One way to measure the progress of smartphone technology is by looking at the evolution of smartphone cameras. Those from the early Noughties were very basic - phones released in 2000 was capable of shooting images at a resolution of a mere 0.35-megapixels. They also had bare-bones image processing, so the overall picture quality, although considered good then, was still pretty poor.
But with rapid developments in technologies, cameras in smartphones today have become nothing short of technological marvels – allowing us to take pictures that have DSLR quality.
Here’s what’s changed in your smartphone camera.
Though space and technology initially limited the megapixel count in smartphone cameras, manufacturers found ways to cram in as many megapixels in a sensor that could be put on a phone - the Nokia 808 Pureview had a 41-megapixel camera. Although, theoretically, a camera with more megapixels should produce better quality pictures, it isn’t always the case. A lot of other hardware (and software) factors come into play. Upon realising this, OEMs shifted focus from increasing megapixel count to increasing the size of these pixels (like in the HTC One M8) for better low-light performance and a greater dynamic range.

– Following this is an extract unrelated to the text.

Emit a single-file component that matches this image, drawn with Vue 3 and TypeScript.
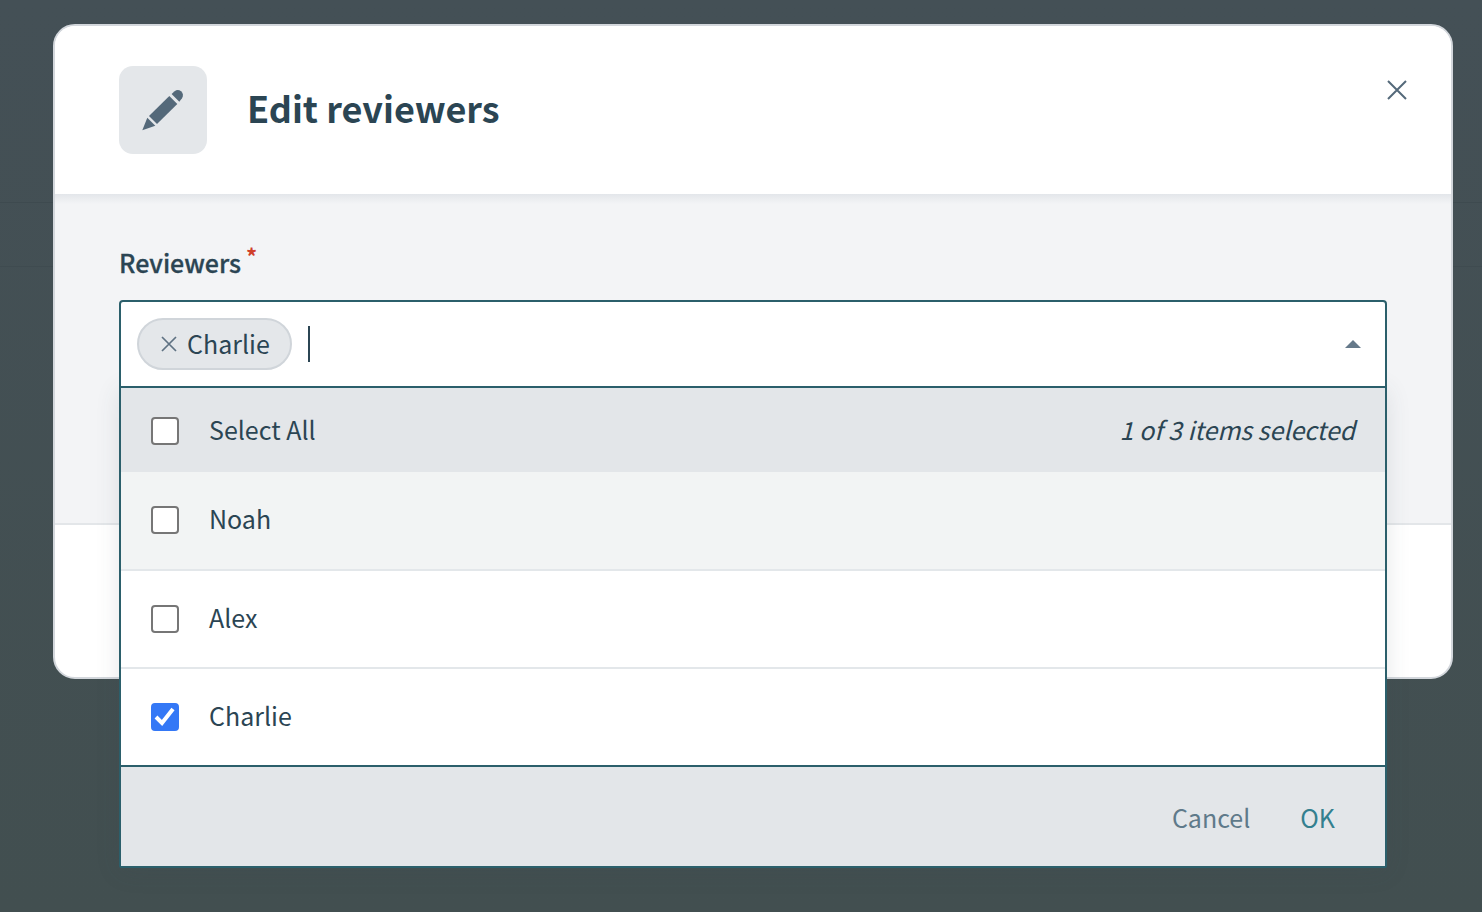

The most primitive camera phones were incapable of taking videos too. But with the emergence of more capable processors and dedicated camera chips, shooting 4K on a phone has become a breeze now. In fact, the quality of videos shot using phone cameras have improved so much that even Academy Award-winning director Steven Soderbergh has shot movies on his iPhone and plans on continuing to do so. The LG V30 is a prime example of the evolution in video shooting on phones. The phone has a video manual mode that enables you to choose frame rate, bit rate, shutter speed, ISO, white balance and more. The introduction of Optical Image Stabilization (OIS) in phone cameras has also helped in improving video output by smoothing out footage and reducing jerks.
Low-light photography has always been the Achilles heels of phone cameras. While one can manipulate the aperture in a regular camera to optimize for lightning conditions, desired depth of field etc., smartphone cameras are optimized for having the widest aperture possible. As the quality of lenses went up, it became possible to include camera sensors with lower apertures to get in more light. The Samsung S9 that came out earlier this year has a variable aperture that can switch between f/2.4 and f/1.5 depending on the lighting conditions. The inclusion of a variable aperture enables shooting of great images in varying lighting conditions, something that was not possible in phones earlier.
Ever wondered why it was more difficult to get clear focused pictures with old camera phones? Most phones before 2014 employed focusing that was solely based on the contrast detected in a scene. Today new technologies like Phase Detection Auto Focus (PDAF), Laser Focus and Pixel Focus have been introduced to quickly focus on the object of the picture in diverse light conditions. This has allowed the use of phone cameras to snap moving objects or sport scenes without worrying about getting blurry images.
Although smartphone camera optics have improved over the last few decades, it is software processing that has truly improved photo quality. With the help of additional processing power and algorithms, software processing has made cameras overcome their physical limitations. Phones like the Google Pixel 2 now support Live HDR, a feature that could only be dreamt of a couple of years ago. Post-processing has also improved to make night shots look better by the way of noise reduction. Portrait Mode is another feature that has been enabled and perfected by the help of solid image-processing. With most phones having dual-cameras now that capture additional depth and lighting info, phones have gotten even better in taking DSLR-like Bokeh shots.
5 Best Camera Phones
1) iPhone X
Apple’s latest and greatest happens to be one of the best phones camera out there. The dual-camera setup on the back takes truly beautiful images with vivid colours and an excellent dynamic range. It is capable of taking 4K videos at an insanely smooth 60fps. The Portrait Lighting feature is capable of taking some studio-level selfies. All in all, you just can’t go wrong with the iPhone X.
2) Sony Xperia XZ Premium
Sony is a global leader in camera optics and there is no doubt that their flagship phone has some excellent optic abilities. The XZ Premium is capable of taking slo-mo videos at a mind-boggling 960fps. Apart from impressive video taking capabilities, the XZ Premium also takes excellent detailed images thanks to its 19-megapixel sensor.
3) Samsung Galaxy S9+
Samsung has owned the title of best smartphone camera for three consecutive years. The Galaxy S9 features a variable aperture providing ideal conditions for both day and night photography. The phone is also capable of shooting drool-worthy 4K and 960fps slo-mo videos.
4) Vivo V9
What is the point of living in 2018 if you can’t buy a budget phone with a great camera? The Vivo V9 has a dual-camera setup that is capable of taking some really good portrait shots. The front 24-megapixel snapper that supports AR stickers is also capable of taking some cool portrait shots.
5) Honor 9i
Honor 9i is one of the only budget phones to have two dual-camera setups, one on the front and one on the back. The dual cameras take some really good shots in varying light conditions. If you’re an amateur photographer you’ll be happy to know that it supports taking pictures in RAW mode. Thanks to its diffused front flash, you can also be assured of getting some good low-light selfies with this phone.